At Hiša Franko, Ana Roš’ tiny, world-famous restaurant in Slovenia’s fertile Soca Valley, every last detail of the seasonally tuned menu is in perpetual daily flux. Surrounded by mountain pastures, turquoise rivers, the sparkling Mediterranean and the dark forests that make up the area, the chef and her team have always sourced exactly seasonal ingredients from no more than 50 kilometers away to make up their nightly changing menu. On any given evening it might include cheeses and milks from mountain-grazing cows, flowers and berries from the nearby forests, wild boar and deer and rare marble river trout. But beginning in March of last year, everything else about Hiša Franko has been in flux, too. As Covid long kept closed the doors to her dining room, Roš—who has come to be known as a boundary pusher in the industry—bore an expectation to be thinking forward, and to spend the time thinking even more deeply about how to connect what we eat with where we are.

What was for centuries a practically borderless area of the map where German, Latin and Slavic languages and Italian and Austrian cultural and culinary traditions blended into a singularly Slovenian experience, the region—and Roš—were forced by Covid lockdown to draw borders and close doors. As she prepared to re-open the restaurant [on May 28], Roš acknowledged that the way visitors will come to her tables in the valley is changing, as is the way diners will interact with restaurants overall and worldwide. Here, Roš shares her best guess as to what it will feel like for things to open back up, plus: the challenges and the joys of beginning anew.

David Prior: What is happening right now in the Soča Valley?
Ana Ros: It's getting sunny and beautiful. The mountains are covered with snow. It's all greenish in the valley. Slowly, slowly, we are reopening, which is amazing. We have been closed since October 26. Slovenia had a very rigid system. The reopening has been postponed many times. But this is what we need. We needed the borders to reopen, which will give us the opportunity to have international tourism so we can start working.
What do you think fine dining will look like on the other side of this? Before Covid, it was such a thing for people to fly to one restaurant here and another there in a kind of a box-ticking gastronomy. Do you think that is going to change?
Honestly, I don't believe that is going to change. But it will take time. I just came from Switzerland and I understand that travel now is not so easy. You need to do so many tests. The vaccination passport is still not working. But once the whole world uses the same language and establishes the same politics [about this], I think it will be an even better place. We will be a little bit more cautious. We will probably be a little bit more aware, also more self-aware and socially aware. And I think we will all be looking forward to having amazing experiences, because we miss socializing. We miss amazing meals. We miss seeing people in the restaurant. We miss a good glass of wine, or whatever. So I think we will be coming back even better than before.

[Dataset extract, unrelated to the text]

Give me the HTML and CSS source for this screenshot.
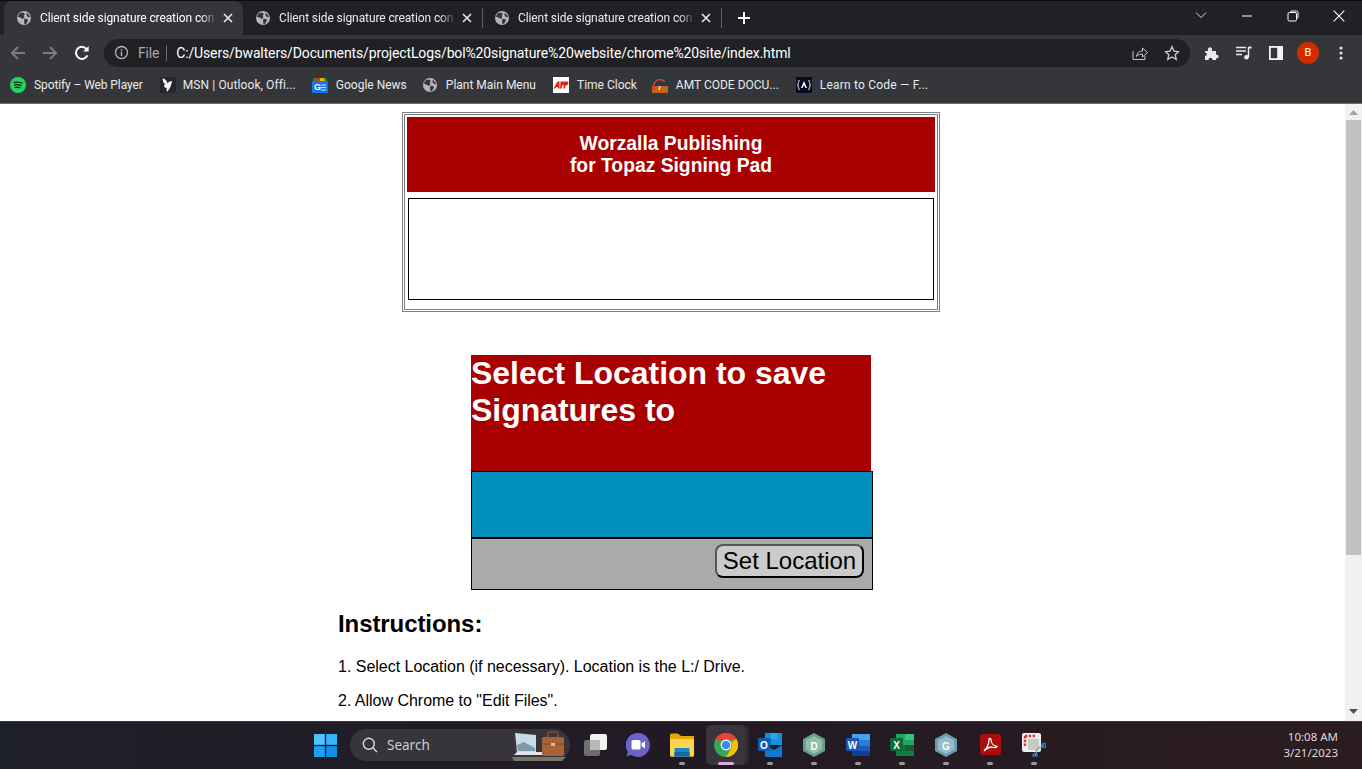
FILE: index.html
```html
<!DOCTYPE html>
<html lang="en">
<head>
<meta charset="utf-8">
<title>Client side signature creation</title>
<link rel="stylesheet" href="styles.css">
</head>
<body>
<svg class="defs" width="0" height="0" aria-hidden="true">
  <defs>
    <symbol id="globe" viewBox="0 0 16 16">
      <circle cx="8" cy="8" r="8" fill="#b4b6ba"/>
      <path d="M3 2.600 7 1.800 9 3.400 7.600 5.600 8.600 7 6.600 9.200 5 8 1.800 6.600.8 6.500Z M8.600 8.800 11.800 9 12.400 11 10.400 14.600 8.600 15 8 11.400Z M11 2 14 4.800 15 7 12.400 6.800 10.800 4.600Z" fill="#35363a"/>
    </symbol>
    <symbol id="x" viewBox="0 0 10 10">
      <path d="M1 1 9 9M9 1 1 9" stroke="currentColor" stroke-width="1.600" fill="none"/>
    </symbol>
  </defs>
</svg>

<header class="chrome">
  <div class="tabstrip">
    <div class="tab tab-active">
      <svg class="fav"><use href="#globe"/></svg><span class="tab-title">Client side signature creation con</span><svg class="tab-x"><use href="#x"/></svg>
    </div>
    <div class="tab">
      <svg class="fav"><use href="#globe"/></svg><span class="tab-title">Client side signature creation con</span><svg class="tab-x"><use href="#x"/></svg>
    </div>
    <i class="tab-sep"></i>
    <div class="tab">
      <svg class="fav"><use href="#globe"/></svg><span class="tab-title">Client side signature creation con</span><svg class="tab-x"><use href="#x"/></svg>
    </div>
    <i class="tab-sep"></i>
    <svg class="newtab" viewBox="0 0 12 12"><path d="M6 0V12M0 6H12" stroke="#fff" stroke-width="2"/></svg>
    <div class="winctl">
      <svg viewBox="0 0 12 8" class="wc wc-chev"><path d="M1 1.500 6 6.500 11 1.500" stroke="#d8d8d8" fill="none"/></svg>
      <svg viewBox="0 0 12 12" class="wc wc-min"><path d="M1 6H11" stroke="#fff"/></svg>
      <svg viewBox="0 0 12 12" class="wc wc-max"><path d="M3.500 2.500V2.200Q3.500 1 4.700 1H9.500Q11 1 11 2.500V7.300Q11 8.500 9.800 8.500H9.500" stroke="#fff" fill="none"/><rect x="1" y="2.500" width="8.500" height="8.500" rx="1.400" stroke="#fff" fill="none"/></svg>
      <svg viewBox="0 0 12 12" class="wc wc-close"><path d="M.7.7 11.300 11.300M11.300.7.700 11.300" stroke="#fff" stroke-width="1.100"/></svg>
    </div>
  </div>

  <div class="toolbar">
    <svg class="nav nav-back" viewBox="0 0 16 16"><path d="M15 8H2M8 2 2 8l6 6" stroke="#7b7d80" stroke-width="2" fill="none"/></svg>
    <svg class="nav nav-fwd" viewBox="0 0 16 16"><path d="M1 8H14M8 2l6 6-6 6" stroke="#7b7d80" stroke-width="2" fill="none"/></svg>
    <svg class="nav nav-reload" viewBox="0 0 16 16"><path d="M13.400 10.400A6 6 0 1 1 13 4.600" stroke="#fff" stroke-width="2" fill="none"/><path d="M14.600 1v5.400H9.200Z" fill="#fff"/></svg>
    <div class="omni">
      <svg class="info" viewBox="0 0 16 16"><circle cx="8" cy="8" r="6.400" stroke="#b4b6ba" stroke-width="1.400" fill="none"/><path d="M8 7v4.600M8 4.200v1.600" stroke="#b4b6ba" stroke-width="1.500"/></svg>
      <span class="scheme">File</span>
      <i class="omni-sep"></i>
      <span class="url">C:/Users/bwalters/Documents/projectLogs/bol%20signature%20website/chrome%20site/index.html</span>
      <svg class="omni-ic share" viewBox="0 0 16 16"><path d="M1 6V14.500H13V11" stroke="#c4c6c9" fill="none"/><path d="M4.500 11.500C5 7.500 7.500 6 10.500 6V3l5 4.500-5 4.500V9C8 9 6 9.500 4.500 11.500Z" stroke="#c4c6c9" fill="none"/></svg>
      <svg class="omni-ic star" viewBox="0 0 16 16"><path d="M8 1.800 10 6.200l4.600.5-3.400 3.100 1 4.600L8 12l-4.200 2.400 1-4.600L1.400 6.700 6 6.200Z" stroke="#c8c9cb" stroke-width="1.400" fill="none"/></svg>
    </div>
    <div class="tools">
      <svg class="tool tool-ext" viewBox="0 0 16 16"><path d="M1 6H4V4.500C4 1.500 8 1.500 8 4.500V6H12V9.500C15.500 9.500 15.500 13.500 12 13.500V15H8.500C8.500 12 4.500 12 4.500 15H1V11C3.500 11 3.500 7.500 1 7.500Z" fill="#e8eaed"/></svg>
      <svg class="tool tool-media" viewBox="0 0 16 16"><path d="M0 2.500H10M0 6H10M0 9.500H6" stroke="#e8eaed" stroke-width="1.400"/><path d="M12.500 2V12" stroke="#e8eaed" stroke-width="1.500"/><path d="M12.500 1.500H15.500V3.500H12.500Z" fill="#e8eaed"/><circle cx="10.500" cy="12.200" r="2.300" fill="#e8eaed"/></svg>
      <svg class="tool tool-side" viewBox="0 0 14 14"><rect width="14" height="14" fill="#f1f3f4"/><rect x="1.800" y="1.800" width="6.400" height="10.400" fill="#35363a"/></svg>
      <span class="avatar">B</span>
      <svg class="tool tool-menu" viewBox="0 0 4 14"><circle cx="2" cy="2" r="1.500" fill="#e8eaed"/><circle cx="2" cy="7" r="1.500" fill="#e8eaed"/><circle cx="2" cy="12" r="1.500" fill="#e8eaed"/></svg>
    </div>
  </div>

  <nav class="bookmarks">
    <a class="bm bm-spotify"><svg viewBox="0 0 16 16"><circle cx="8" cy="8" r="8" fill="#1ed760"/><path d="M3.500 5.500C6.500 4.700 9.500 4.900 12.500 6.200M4 8C6.500 7.400 9 7.600 11.500 8.700M4.500 10.400C6.500 10 8.500 10.100 10.500 11" stroke="#222" stroke-width="1.300" fill="none"/></svg><span>Spotify – Web Player</span></a>
    <a class="bm bm-msn"><svg viewBox="0 0 16 16"><rect width="16" height="16" fill="#26272a"/><path d="M2.500 1.500C5 1.500 7 3.500 7.500 6.500 8 5 10 4 12 4 11.500 8 10 12 7 15 6.500 13.500 6.500 12 6.700 11 5 11 4 10 4 8 4.500 8 5 7.800 5.500 7.500 3.500 6.500 2.500 4 2.500 1.500Z" fill="#f2f2f2"/></svg><span>MSN | Outlook, Offi...</span></a>
    <a class="bm bm-gnews"><svg viewBox="0 0 16 16"><path d="M1 3Q1 1 3 1H13Q15 1 15 3V5H1Z" fill="#1e8e3e"/><path d="M8 1H12L13 5H8Z" fill="#f9ab00"/><path d="M4 1H8V5H4Z" fill="#d93025" opacity=".8"/><rect y="4" width="16" height="12" rx="1" fill="#1a73e8"/><text class="gn-t" x="2" y="13">G</text><path d="M9 8H14M9 10.500H14M9 13H14" stroke="#d2e3fc" stroke-width="1.200"/></svg><span>Google News</span></a>
    <a class="bm bm-plant"><svg class="bm-globe"><use href="#globe"/></svg><span>Plant Main Menu</span></a>
    <a class="bm bm-adp"><svg viewBox="0 0 16 16"><rect width="16" height="16" fill="#fff"/><path d="M.5 11.500 4.500 4.500H6.500L6.500 11.500H5V10H3.200L2.300 11.500ZM7.500 4.500H10.500C12 4.500 12 8 10 8.500H9L8.500 11.500H7ZM11 4.500H14.500C16 4.500 15.500 8 13.500 8.500H12.500L12 11.500H10.500Z" fill="#e2231a"/></svg><span>Time Clock</span></a>
    <a class="bm bm-amt"><svg viewBox="0 0 16 16"><rect width="16" height="16" rx="1" fill="#1c3c4c"/><path d="M0 9H16V15Q16 16 15 16H1Q0 16 0 15Z" fill="#c8611a"/><path d="M3 13A6 6 0 1 1 13 5" stroke="#d33" stroke-width="1.600" fill="none"/><path d="M8 9 7 13" stroke="#eee" stroke-width="1.200"/></svg><span>AMT CODE DOCU...</span></a>
    <a class="bm bm-fcc"><svg viewBox="0 0 16 16"><rect width="16" height="16" fill="#0a0a23"/><path d="M3.500 3C1.500 6 1.500 10 3.500 13M12.500 3C14.500 6 14.500 10 12.500 13" stroke="#fff" fill="none"/><path d="M8 4 11 11H9.500L8 8 6.500 11H5Z" fill="#fff"/></svg><span>Learn to Code — F...</span></a>
  </nav>
</header>

<div class="viewport">
  <main class="page">
    <div class="wrap">
      <div class="sigbox">
        <div class="sig-title">Worzalla Publishing<br>for Topaz Signing Pad</div>
        <div class="sig-canvas"></div>
      </div>
      <section class="location">
        <h1 class="loc-head">Select Location to save Signatures to</h1>
        <div class="loc-blue"></div>
        <div class="loc-foot"><button class="loc-btn" type="button">Set Location</button></div>
      </section>
      <section class="instr">
        <h2>Instructions:</h2>
        <p>1. Select Location (if necessary). Location is the L:/ Drive.</p>
        <p>2. Allow Chrome to "Edit Files".</p>
      </section>
    </div>
  </main>
  <div class="scrollbar">
    <svg class="sb-arrow" viewBox="0 0 9 5"><path d="M0 5 4.500 0 9 5Z" fill="#a3a3a3"/></svg>
    <div class="sb-thumb"></div>
    <svg class="sb-arrow" viewBox="0 0 9 5"><path d="M0 0 4.500 5 9 0Z" fill="#505050"/></svg>
  </div>
</div>

<footer class="taskbar">
  <div class="tb-center">
    <svg class="tb-ic tb-start" viewBox="0 0 24 24"><rect width="11.300" height="11.300" fill="#4cc2ff"/><rect x="12.700" width="11.300" height="11.300" fill="#34b5fb"/><rect y="12.700" width="11.300" height="11.300" fill="#19a3f5"/><rect x="12.700" y="12.700" width="11.300" height="11.300" fill="#0f8fee"/></svg>
    <div class="tb-search">
      <svg class="tb-glass" viewBox="0 0 16 16"><circle cx="6.800" cy="6.800" r="5.500" stroke="#d8d8d8" stroke-width="1.400" fill="none"/><path d="M10.800 10.800 15 15" stroke="#d8d8d8" stroke-width="1.400"/></svg>
      <span class="tb-search-t">Search</span>
      <svg class="tb-art" viewBox="0 0 58 30"><path d="M0 26H54L50 30H2Z" fill="#78766a"/><path d="M3 2 24 4V21L5 21Z" fill="#c8dce8"/><path d="M5 14 12 11 23 17V20H6Z" fill="#7e9aa8"/><path d="M5 21H32L34 24H2Z" fill="#dfe4e8"/><rect x="30" y="6" width="22" height="19" rx="2" fill="#a8623a"/><path d="M36 6V3Q36 1 38 1H44Q46 1 46 3V6" stroke="#8a4a2a" stroke-width="1.500" fill="none"/><path d="M30 13H52" stroke="#7c4426"/><rect x="39" y="12" width="4" height="3" fill="#e8c070"/></svg>
    </div>
    <svg class="tb-ic tb-tv" viewBox="0 0 24 24"><rect x="1" y="7" width="16" height="16" rx="2" fill="#6f6f6f"/><rect x="7" y="1" width="17" height="16" rx="2" fill="#f2f2f2"/><rect x="7" y="7" width="10" height="10" fill="#b9b9b9"/></svg>
    <svg class="tb-ic tb-teams" viewBox="0 0 24 24"><path d="M12 0A12 12 0 1 1 5 21.800L.500 23.500 2 19A12 12 0 0 1 12 0Z" fill="#6a63c9"/><rect x="5.500" y="7" width="9" height="9.500" rx="1.500" fill="#fff"/><path d="M15.500 10.500 19 8V15.500L15.500 13Z" fill="#fff"/></svg>
    <div class="tb-slot"><svg class="tb-ic tb-files" viewBox="0 0 24 24"><path d="M0 2Q0 .5 1.500 .5H8L11 3H24V22Q24 23.500 22.500 23.500H1.500Q0 23.500 0 22Z" fill="#e8a800"/><path d="M0 6H24V22Q24 23.500 22.500 23.500H1.500Q0 23.500 0 22Z" fill="#fdd44f"/><rect x="4.500" y="15" width="15" height="8.500" rx="1" fill="#1a88c8"/><rect x="4.500" y="19" width="15" height="4.500" fill="#0f68a8"/></svg><i class="tb-dot"></i></div>
    <div class="tb-slot tb-active"><svg class="tb-ic tb-chrome" viewBox="0 0 24 24"><circle cx="12" cy="12" r="12" fill="#34a853"/><path d="M12 0A12 12 0 0 1 22.400 6H12A6 6 0 0 0 6.800 9L1.600 6A12 12 0 0 1 12 0Z" fill="#ea4335"/><path d="M22.400 6A12 12 0 0 1 12 24L17.200 15A6 6 0 0 0 17.200 9Z" fill="#fbbc04"/><circle cx="12" cy="12" r="5.400" fill="#fff"/><circle cx="12" cy="12" r="4.300" fill="#4285f4"/></svg><i class="tb-dot tb-dot-active"></i></div>
    <div class="tb-slot"><svg class="tb-ic tb-outlook" viewBox="0 0 24 24"><rect x="7" y="0" width="17" height="12" fill="#1490df"/><rect x="13" y="0" width="6" height="6" fill="#28a8ea"/><rect x="7" y="6" width="6" height="6" fill="#0a6cb8"/><path d="M7 12 16 17 24 12V24H7Z" fill="#0f78d4"/><rect y="5" width="12" height="13" rx="1" fill="#0f5fb0"/><text class="ltr" x="6" y="15.500">O</text></svg><i class="tb-dot"></i></div>
    <div class="tb-slot"><svg class="tb-ic tb-hex" viewBox="0 0 24 24"><path d="M12 0 23 6V18L12 24 1 18V6Z" fill="#69a08c"/><path d="M12 3 20 7.500V16.500L12 21 4 16.500V7.500Z" fill="#8ec1ad"/><text class="ltr" x="12" y="16.500">D</text></svg><i class="tb-dot"></i></div>
    <div class="tb-slot"><svg class="tb-ic tb-word" viewBox="0 0 24 24"><rect x="6" y="1" width="18" height="22" rx="1" fill="#2b7cd3"/><rect x="6" y="1" width="18" height="6" fill="#41a5ee"/><rect x="6" y="13" width="18" height="5" fill="#185abd"/><rect x="6" y="18" width="18" height="5" fill="#103f91"/><rect y="5" width="13" height="13" rx="1" fill="#1a56b0"/><text class="ltr" x="6.500" y="15.500">W</text></svg><i class="tb-dot"></i></div>
    <div class="tb-slot"><svg class="tb-ic tb-excel" viewBox="0 0 24 24"><rect x="6" y="1" width="18" height="22" rx="1" fill="#21a366"/><rect x="15" y="1" width="9" height="6" fill="#33c481"/><rect x="6" y="12" width="18" height="11" fill="#107c41"/><rect x="15" y="12" width="9" height="6" fill="#185c37"/><rect y="5" width="13" height="13" rx="1" fill="#0e6b38"/><text class="ltr" x="6.500" y="15.500">X</text></svg><i class="tb-dot"></i></div>
    <div class="tb-slot"><svg class="tb-ic tb-hex" viewBox="0 0 24 24"><path d="M12 0 23 6V18L12 24 1 18V6Z" fill="#6e9cb0"/><path d="M12 3 20 7.500V16.500L12 21 4 16.500V7.500Z" fill="#94bccc"/><text class="ltr" x="12" y="16.500">G</text></svg><i class="tb-dot"></i></div>
    <div class="tb-slot"><svg class="tb-ic tb-pdf" viewBox="0 0 24 24"><rect x="2" y="1" width="21" height="21" rx="3" fill="#ac0c0c"/><path d="M6 18C9 15 11 10 11 6.500 11 5 13 5 13 6.500 13 10 15.500 13 19 13.500 19 15 16 15 14 14 11.500 14 9 15 6 18Z" stroke="#fff" stroke-width="1.300" fill="none"/></svg><i class="tb-dot"></i></div>
    <div class="tb-slot"><svg class="tb-ic tb-snip" viewBox="0 0 24 24"><rect width="19" height="19" rx="2" fill="#eee"/><path d="M3 3H13M3 3V13" stroke="#d13a2a" stroke-width="2.400" stroke-dasharray="2.400 1.400"/><rect x="6" y="6" width="11" height="11" fill="#c8c8c8"/><path d="M13 18 22 12M17 13 13 23" stroke="#9aa" stroke-width="1.200"/><circle cx="22" cy="12.500" r="2" fill="none" stroke="#1a86d8" stroke-width="1.400"/><circle cx="13" cy="22.500" r="2" fill="none" stroke="#1a86d8" stroke-width="1.400"/></svg><i class="tb-dot"></i></div>
  </div>
  <div class="tb-clock"><span>10:08 AM</span><span>3/21/2023</span></div>
</footer>
</body>
</html>
```

FILE: styles.css
```css
* { box-sizing: border-box; }
html, body { margin: 0; height: 100%; overflow: hidden; }
body {
  width: 1362px;
  height: 769px;
  display: flex;
  flex-direction: column;
  font-family: "Liberation Sans", Arial, sans-serif;
  background: #fff;
  color: #000;
}
.defs { position: absolute; }

/* Browser chrome */
.chrome { flex: none; height: 104px; background: #35363a; border-bottom: 1px solid #6b6c6f; font-family: Roboto, "Noto Sans", sans-serif; }
.tabstrip { height: 35px; display: flex; align-items: center; background: #202124; border-top: 1px solid #0c0c0d; color: #e8eaed; font-size: 12px; }
.tab { width: 239px; height: 34px; padding: 0 10px 0 13px; display: flex; align-items: center; flex: none; }
.tab:nth-child(1) { margin-left: 4px; }
.tab-active { background: #35363a; border-radius: 8px 8px 0 0; color: #fff; }
.tab-title { flex: 1; min-width: 0; margin-left: 9px; font-size: 12px; letter-spacing: -.1px; white-space: nowrap; -webkit-mask-image: linear-gradient(90deg, #000 90%, transparent 99%); mask-image: linear-gradient(90deg, #000 90%, transparent 99%); }
.fav { width: 14px; height: 14px; flex: none; }
.tab-x { width: 10px; height: 10px; margin-left: 4px; flex: none; color: #e8eaed; }
.tab-sep { width: 1px; height: 20px; margin-right: -1px; background: #5f6063; flex: none; }
.newtab { width: 12px; height: 12px; margin-left: 17px; flex: none; }
.winctl { margin-left: auto; width: 167px; height: 34px; position: relative; flex: none; }
.wc { position: absolute; }
.wc-chev { left: 0; top: 10px; width: 12px; height: 8px; }
.wc-min { left: 46px; top: 9px; width: 12px; height: 12px; }
.wc-max { left: 92px; top: 9px; width: 12px; height: 12px; }
.wc-close { left: 138px; top: 9px; width: 12px; height: 12px; }

.toolbar { height: 35px; display: flex; align-items: center; padding-left: 10px; }
.nav { width: 16px; height: 16px; flex: none; }
.nav-fwd { margin-left: 16px; }
.nav-reload { margin-left: 16px; }
.omni { width: 1086px; height: 28px; margin-left: 14px; padding: 0 10px; background: #202124; border-radius: 14px; display: flex; align-items: center; color: #fff; font-size: 14px; flex: none; }
.info { width: 15px; height: 15px; flex: none; }
.scheme { margin-left: 9px; color: #a8aaad; font-size: 14px; letter-spacing: -.2px; }
.omni-sep { width: 1px; height: 16px; margin: 0 9px 0 7px; background: #6b6c6f; }
.url { letter-spacing: -.13px; white-space: nowrap; flex: 1; }
.omni-ic { width: 16px; height: 16px; flex: none; }
.share { margin-right: 16px; }
.tools { display: flex; align-items: center; margin-left: 14px; }
.tool { flex: none; }
.tool-ext { width: 16px; height: 16px; }
.tool-media { width: 16px; height: 16px; margin-left: 16px; }
.tool-side { width: 14px; height: 14px; margin-left: 17px; }
.avatar { width: 22px; height: 22px; margin-left: 14px; border-radius: 50%; background: #d32a00; color: #fff; font-size: 11px; display: flex; align-items: center; justify-content: center; }
.tool-menu { width: 4px; height: 14px; margin-left: 20px; }

.bookmarks { height: 33px; padding: 0 0 4px 10px; display: flex; align-items: center; font-size: 12px; color: #e8eaed; }
.bm { display: flex; align-items: center; flex: none; white-space: nowrap; }
.bm svg { width: 16px; height: 16px; flex: none; margin-right: 8px; }
.bm svg.bm-globe { width: 14px; height: 14px; margin-right: 9px; }
.bm-spotify { letter-spacing: -.1px; }
.bm-msn { margin-left: 17px; letter-spacing: .1px; }
.bm-msn svg { margin-right: 7px; }
.bm-gnews { margin-left: 16px; }
.bm-plant { margin-left: 16px; }
.bm-adp { margin-left: 17px; }
.bm-amt { margin-left: 15px; }
.bm-fcc { margin-left: 17px; letter-spacing: .2px; }
.gn-t { font: 700 9px "Liberation Sans", sans-serif; fill: #fff; }

/* Page */
.viewport { flex: none; height: 617px; display: flex; overflow: hidden; }
.page { flex: 1; padding: 8px 3px 0 0; overflow: hidden; }
.wrap { width: 666px; margin: 0 auto; display: flex; flex-direction: column; }
.sigbox { width: 538px; height: 200px; margin: 0 auto; padding: 2px; border: 3px double #808080; }
.sig-title { height: 75px; background: #a80000; color: #fff; font-weight: 700; font-size: 19.3px; line-height: 22px; text-align: center; padding-top: 16px; }
.sig-canvas { width: 526px; height: 102px; margin: 6px 1px 0; border: 1px solid #000; background: #fff; }
.location { width: 402px; margin: 43px 131px 0 133px; }
.loc-head { width: 400px; height: 116px; margin: 0; background: #a80000; color: #fff; font-size: 32px; line-height: 37px; font-weight: 700; letter-spacing: -.03px; }
.loc-blue { height: 67px; background: #008fbb; border: 1px solid #000; }
.loc-foot { height: 52px; padding: 5px 8px 0 0; background: #aaa; border: 1px solid #000; display: flex; justify-content: flex-end; align-items: flex-start; }
.loc-btn { width: 149px; height: 34px; padding: 0; font: 24px "Liberation Sans", Arial, sans-serif; color: #000; background: #cbcbcb; border: 2px solid #000; border-top-color: #555; border-left-color: #555; border-radius: 8px; }
.instr h2 { margin: 20px 0 0; font-size: 24px; line-height: 28px; font-weight: 700; letter-spacing: -.08px; }
.instr p { margin: 16px 0 0; font-size: 16px; line-height: 18px; letter-spacing: -.02px; }
.instr h2 + p { margin-top: 20px; }

.scrollbar { flex: none; width: 17px; background: #f1f1f1; display: flex; flex-direction: column; align-items: center; }
.sb-arrow { flex: none; width: 9px; height: 5px; margin: 6px 0; }
.sb-thumb { flex: none; width: 15px; height: 435px; background: #c1c1c1; margin-bottom: 148px; margin-top: -1px; }

/* Taskbar */
.taskbar { flex: none; height: 48px; position: relative; background: linear-gradient(90deg, #1e2029 0%, #211a24 50%, #2c1c20 100%); border-top: 1px solid #3a383c; color: #e8e8e8; }
.tb-center { display: flex; align-items: center; height: 46px; padding-left: 314px; }
.tb-ic { width: 24px; height: 24px; flex: none; }
.tb-start { width: 23px; height: 23px; }
.tb-search { width: 220px; height: 32px; margin-left: 13px; border-radius: 16px; background: #38343c; display: flex; align-items: center; padding-left: 12px; position: relative; flex: none; }
.tb-glass { width: 16px; height: 16px; flex: none; }
.tb-search-t { margin-left: 9px; font: 13.5px "Noto Sans", "Open Sans", sans-serif; color: #cfcfcf; }
.tb-art { position: absolute; left: 162px; top: 2px; width: 58px; height: 30px; }
.tb-tv { margin-left: 13px; }
.tb-teams { margin-left: 19px; }
.tb-slot { width: 40px; height: 40px; margin-left: 4px; flex: none; display: flex; align-items: center; justify-content: center; position: relative; border-radius: 5px; }
.tb-teams + .tb-slot { margin-left: 12px; }
.tb-active { background: #3a343c; box-shadow: 4px 0 0 -1px #2e2830; }
.tb-dot { position: absolute; left: 17px; bottom: 0; width: 6px; height: 3px; border-radius: 2px; background: #9a9a9a; }
.tb-dot-active { left: 12px; width: 16px; background: #dfa7e0; }
.ltr { font: 700 10px "Liberation Sans", sans-serif; fill: #fff; text-anchor: middle; }
.tb-clock { position: absolute; right: 24px; top: 7px; display: flex; flex-direction: column; align-items: flex-end; font: 11.5px/16px "Noto Sans", "Open Sans", sans-serif; color: #dcdcdc; }
```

You have a very interesting background, which I know has been written about a lot, having been an Alpine skier and the discipline that comes with that. But I'm super interested in the fact that you studied diplomacy, and I enjoy hearing you speak about internationalism and globalism. Is there a role that food can play, and restaurants can play, in diplomacy and a kind of global cooperation?
If you look from the French Revolution on, everything has happened at the table. I believe that restaurants are not only places where people have fun or celebrate, but also places where people discuss or conclude things. I believe that food is a connecting element between people. Even first dates—usually they happen in a restaurant. I do believe that food and gastronomy is one of the most important diplomatic languages.